Healthcare, tech and trade hopes lead another US stock surge
Intel had its best day in almost nine years.
US stocks powered to their biggest gain in almost nine months as drugmakers and technology companies surged.
Investors were cheered that President Donald Trump appeared to take a more positive tone on international trade.
AbbVie boosted biotechnology companies with a strong fourth quarter and a greater annual profit forecast, while Pfizer and other drugmakers also made big gains.
Intel had its best day in almost nine years after its fourth-quarter results reassured investors that security flaws recently discovered in its processors are not damaging its sales.

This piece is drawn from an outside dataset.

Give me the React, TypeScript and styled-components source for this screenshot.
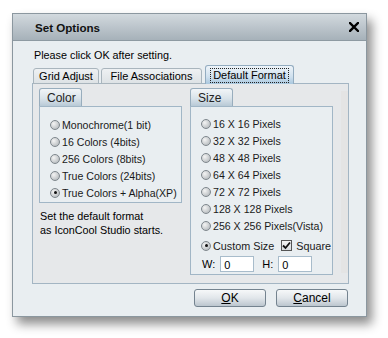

Wynn Resorts tumbled following numerous allegations of sexual assault and harassment by Steve Wynn, the casino operator’s chairman, chief executive and biggest shareholder.
Speaking at the World Economic Forum in Davos, Mr Trump said leaders should prioritise their own countries, but that his administration is not opposed to international co-operation and that continued growth for the US economy is good for the rest of the world.
“He did talk about making sure trade deals are fair, but I just thought it was a completely different tone today,” said JJ Kinahan, chief investment strategist for TD Ameritrade.
“I think the market really took a lot of positives away from that.”
On Wednesday and Thursday, comments from Mr Trump as well as Treasury Secretary Steven Mnuchin and Commerce Secretary Wilbur Ross contributed to swings in stock prices and the dollar as investors tried to parse the remarks for indications of administration’s stances on the dollar and international trade.
The Commerce Department said the US economy grew 2.6% in the fourth quarter.
That was a bit less than analysts predicted but still a solid result, as Americans continued to shop and home construction increased.
The economy grew 2.3% in 2017 and experts think growth will speed up this year, partly because of the tax cut package signed into law in December.
The Standard & Poor’s 500 index climbed 33.62 points, or 1.2%, to 2872.87, its biggest gain since March 1.
The Dow Jones industrial average added 223.92 points, or 0.8%, to 26616.71.
The Nasdaq composite rose 94.61 points, or 1.3%, to 7505.77.
The Russell 2000 index of smaller-company stocks gained 6.39 points, or 0.4%, to 1608.06.
Already at record highs, the S&P 500 is up 7.5% in January and on track for its largest monthly increase since October 2015.
Technology and industrial companies made hefty gains, as did Amazon and other retailers, and banks rose along with interest rates.
Those companies tend to benefit from more global trade and faster economic growth.
Many of them are helped by a weaker dollar, and the US currency declined again on Friday.
The weaker dollar raises costs for more US-focused companies such as those in the Russell 2000, which lagged other indexes on Friday.
The CAC 40 in France jumped 0.9% while the German Dax gained 0.3%. The FTSE 100 in Britain rose 0.7%. Japan’s Nikkei 225 slipped 0.2% and South Korea’s Kospi rose 0.5%. Hong Kong’s Hang Seng index jumped 1.5%.